In 1940s San Francisco, a group of queer women try to avoid America's anti-LGBT laws while living Bohemian lives. These women include Loretta Haskel, the aforementioned artist; Emily Netterfield, a cross-dressing singer; Franny Travers, a witch with the power of teleportation, and Helen Young. Haskel and Emily meet at Mona's 440 Club and establish a relationship. Haskel's estranged husband Len returns to the city, seeking money; Haskel spurns him and asks Helen to initiate divorce proceedings. One night, Emily and Haskel decide to go dancing. Emily dresses as a man so the couple can avoid suspicion. As they leave a performance hall, Len attacks them. Emily pushes Len into the street, where he is killed by a car. The police arrive, but Emily escapes using Franny's powers.

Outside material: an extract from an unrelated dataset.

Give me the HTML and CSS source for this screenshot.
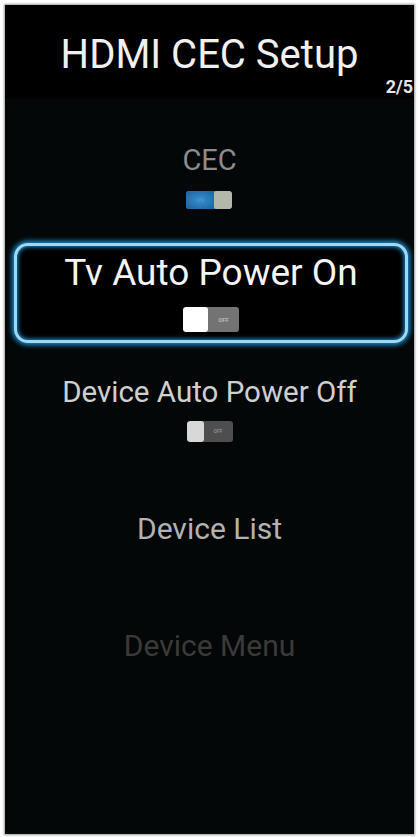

Haskel uses a family heirloom to create a magical painting of the night in which she and Emily went dancing. They escape into the world of the painting, allowing them to avoid persecution and live happily as long as the painting exists. Helen, Franny, and their other friends agree that the last living member of the group will destroy the painting; Franny places it inside a booby-trapped box.

In the present, Marty opens the sealed box, triggering the trap and destroying the fragile painting.

==Reception==
The novella received positive reviews. The Chicago Tribune called the novella "Klage's best work to date" and praised its depiction of gay life in the 1940s. The novella also received praise for its depiction of same-sex romance and its detailed portrayal of historical San Francisco.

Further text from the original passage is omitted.